The wry premise of “The Norman Conquests’’ is that all three plays are set in the same country house on the same July weekend. “Table Manners’’ takes place in the dining room, “Living Together’’ in the living room, and “Round and Round the Garden’’ in the garden, so they fit together like the pieces of a jigsaw puzzle. Reg and Ruth have come to visit their sister Annie and their ailing mother, who’s confined to her room upstairs. Reg is accompanied by his wife, Sarah, and Ruth by her husband, Norman; the sixth and last member of the cast is Annie’s longtime sort-of boyfriend, veterinarian Tom.

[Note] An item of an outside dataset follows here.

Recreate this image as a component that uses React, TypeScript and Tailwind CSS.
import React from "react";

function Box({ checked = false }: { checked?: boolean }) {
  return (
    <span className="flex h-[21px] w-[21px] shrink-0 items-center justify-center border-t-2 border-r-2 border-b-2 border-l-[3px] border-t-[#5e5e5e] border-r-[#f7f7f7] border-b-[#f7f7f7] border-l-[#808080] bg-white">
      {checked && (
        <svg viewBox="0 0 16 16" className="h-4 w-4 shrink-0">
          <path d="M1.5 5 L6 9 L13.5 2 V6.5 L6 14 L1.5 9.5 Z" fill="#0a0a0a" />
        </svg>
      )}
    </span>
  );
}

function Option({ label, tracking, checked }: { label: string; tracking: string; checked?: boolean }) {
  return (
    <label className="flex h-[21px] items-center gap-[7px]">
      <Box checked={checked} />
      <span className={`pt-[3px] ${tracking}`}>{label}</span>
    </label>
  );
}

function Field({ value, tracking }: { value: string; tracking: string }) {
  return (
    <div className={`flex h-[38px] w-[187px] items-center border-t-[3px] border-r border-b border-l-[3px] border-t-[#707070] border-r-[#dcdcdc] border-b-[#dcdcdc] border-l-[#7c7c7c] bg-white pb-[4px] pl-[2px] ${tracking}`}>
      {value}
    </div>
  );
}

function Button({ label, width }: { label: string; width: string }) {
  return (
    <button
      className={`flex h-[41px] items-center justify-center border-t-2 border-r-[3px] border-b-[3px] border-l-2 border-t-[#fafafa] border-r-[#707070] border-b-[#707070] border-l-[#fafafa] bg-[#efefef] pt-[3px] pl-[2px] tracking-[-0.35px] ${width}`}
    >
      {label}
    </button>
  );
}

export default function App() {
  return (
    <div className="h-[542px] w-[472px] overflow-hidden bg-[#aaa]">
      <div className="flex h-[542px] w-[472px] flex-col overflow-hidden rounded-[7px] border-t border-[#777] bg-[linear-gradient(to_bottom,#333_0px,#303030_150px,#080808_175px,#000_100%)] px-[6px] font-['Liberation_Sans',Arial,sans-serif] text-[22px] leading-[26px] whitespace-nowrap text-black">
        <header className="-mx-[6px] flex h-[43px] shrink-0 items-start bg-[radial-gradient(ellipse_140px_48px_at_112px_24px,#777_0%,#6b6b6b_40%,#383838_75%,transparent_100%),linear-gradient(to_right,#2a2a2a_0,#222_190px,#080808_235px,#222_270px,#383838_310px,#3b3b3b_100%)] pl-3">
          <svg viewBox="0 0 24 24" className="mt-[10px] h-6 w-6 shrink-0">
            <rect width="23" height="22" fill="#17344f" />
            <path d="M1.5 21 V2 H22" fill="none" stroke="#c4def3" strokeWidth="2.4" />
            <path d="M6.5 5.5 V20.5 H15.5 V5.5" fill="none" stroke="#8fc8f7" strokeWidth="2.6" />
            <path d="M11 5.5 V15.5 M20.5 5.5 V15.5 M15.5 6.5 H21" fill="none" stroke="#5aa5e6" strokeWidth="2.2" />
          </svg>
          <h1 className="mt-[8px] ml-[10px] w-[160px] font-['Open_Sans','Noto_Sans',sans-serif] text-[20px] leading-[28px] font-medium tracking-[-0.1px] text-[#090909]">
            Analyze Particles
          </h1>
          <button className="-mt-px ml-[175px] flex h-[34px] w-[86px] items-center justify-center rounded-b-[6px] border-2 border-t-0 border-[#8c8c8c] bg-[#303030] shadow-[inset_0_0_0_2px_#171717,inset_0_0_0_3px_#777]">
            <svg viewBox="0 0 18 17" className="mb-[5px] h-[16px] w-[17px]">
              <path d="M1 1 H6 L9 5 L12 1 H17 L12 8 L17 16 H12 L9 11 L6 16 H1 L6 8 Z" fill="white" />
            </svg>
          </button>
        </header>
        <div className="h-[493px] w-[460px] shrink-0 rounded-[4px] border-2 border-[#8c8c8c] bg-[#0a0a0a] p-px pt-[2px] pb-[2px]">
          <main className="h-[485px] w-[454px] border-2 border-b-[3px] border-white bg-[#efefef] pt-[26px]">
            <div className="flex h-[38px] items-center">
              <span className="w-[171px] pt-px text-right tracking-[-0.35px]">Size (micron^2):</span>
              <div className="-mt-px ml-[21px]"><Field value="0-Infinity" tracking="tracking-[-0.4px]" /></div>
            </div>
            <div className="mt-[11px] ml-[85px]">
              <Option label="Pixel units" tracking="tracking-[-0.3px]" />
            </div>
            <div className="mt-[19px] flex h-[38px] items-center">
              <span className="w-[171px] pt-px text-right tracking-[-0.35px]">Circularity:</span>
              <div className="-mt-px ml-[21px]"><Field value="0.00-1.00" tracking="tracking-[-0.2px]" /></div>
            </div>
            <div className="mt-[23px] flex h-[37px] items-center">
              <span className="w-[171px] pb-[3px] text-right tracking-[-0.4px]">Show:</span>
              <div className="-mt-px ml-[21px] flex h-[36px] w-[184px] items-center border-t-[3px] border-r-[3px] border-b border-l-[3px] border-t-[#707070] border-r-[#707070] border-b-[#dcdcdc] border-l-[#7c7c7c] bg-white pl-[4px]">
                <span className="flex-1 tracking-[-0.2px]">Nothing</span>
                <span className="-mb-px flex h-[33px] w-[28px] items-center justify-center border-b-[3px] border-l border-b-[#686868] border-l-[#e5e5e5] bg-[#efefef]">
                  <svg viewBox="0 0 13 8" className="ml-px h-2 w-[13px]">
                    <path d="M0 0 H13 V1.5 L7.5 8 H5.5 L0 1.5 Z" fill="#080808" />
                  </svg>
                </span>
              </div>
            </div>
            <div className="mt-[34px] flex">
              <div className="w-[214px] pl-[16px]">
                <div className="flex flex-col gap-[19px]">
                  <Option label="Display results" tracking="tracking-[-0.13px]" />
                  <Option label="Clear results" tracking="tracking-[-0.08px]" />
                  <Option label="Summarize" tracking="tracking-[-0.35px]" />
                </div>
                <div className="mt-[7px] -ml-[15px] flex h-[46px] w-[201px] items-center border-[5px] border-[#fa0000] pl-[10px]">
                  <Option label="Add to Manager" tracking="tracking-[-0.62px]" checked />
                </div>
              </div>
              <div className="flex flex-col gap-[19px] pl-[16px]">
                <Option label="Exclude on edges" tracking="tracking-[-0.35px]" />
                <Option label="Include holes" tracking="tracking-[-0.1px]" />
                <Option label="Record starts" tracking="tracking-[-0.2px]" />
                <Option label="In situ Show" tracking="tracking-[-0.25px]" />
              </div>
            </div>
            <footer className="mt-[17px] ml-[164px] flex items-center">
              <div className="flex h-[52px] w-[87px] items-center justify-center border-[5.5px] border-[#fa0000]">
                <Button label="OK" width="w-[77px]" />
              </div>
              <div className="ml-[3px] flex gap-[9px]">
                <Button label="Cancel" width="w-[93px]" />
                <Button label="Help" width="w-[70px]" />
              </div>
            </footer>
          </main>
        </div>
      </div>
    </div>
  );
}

It’s not a happy reunion, since no one really wants to see mother, whose sour presence permeates the goings-on below. Reg is obsessed with his latest board-game creation, “Monopolice!,’’ in whose complicated rules he takes refuge from his marriage. Sarah is such a bossyboots, you’d think she was the family member and Reg the in-law. Annie is stuck giving mom endless pills and stuck in her relationship with the one-dimensional Tom, whose answer to every question seems to be “Umm.’’ She was planning a romantic getaway to East Grinstead this weekend — not with Tom, but with Norman, who escapes from reality via borrowed women rather than board games. Sarah, however, has wormed the truth out of Annie, and now Ruth also knows. Little wonder Norman is swigging the family’s potent homemade dandelion wine as if it were apple cider.

Jenna McFarland Lord’s living-room set features walls overstuffed with reproductions (not all hanging straight), a motley collection of knockoff rugs (including a fake bearskin), furniture out of a jumble sale (and no cozy, anchoring sofa). The place looks cheap and depressing, and so does Lindsay Crouse’s Sarah when she enters in a tight, flowered frock. For a quarter of an hour, it seems the production could be heading for hard truths and edgy, uncomfortable Ayckbourn.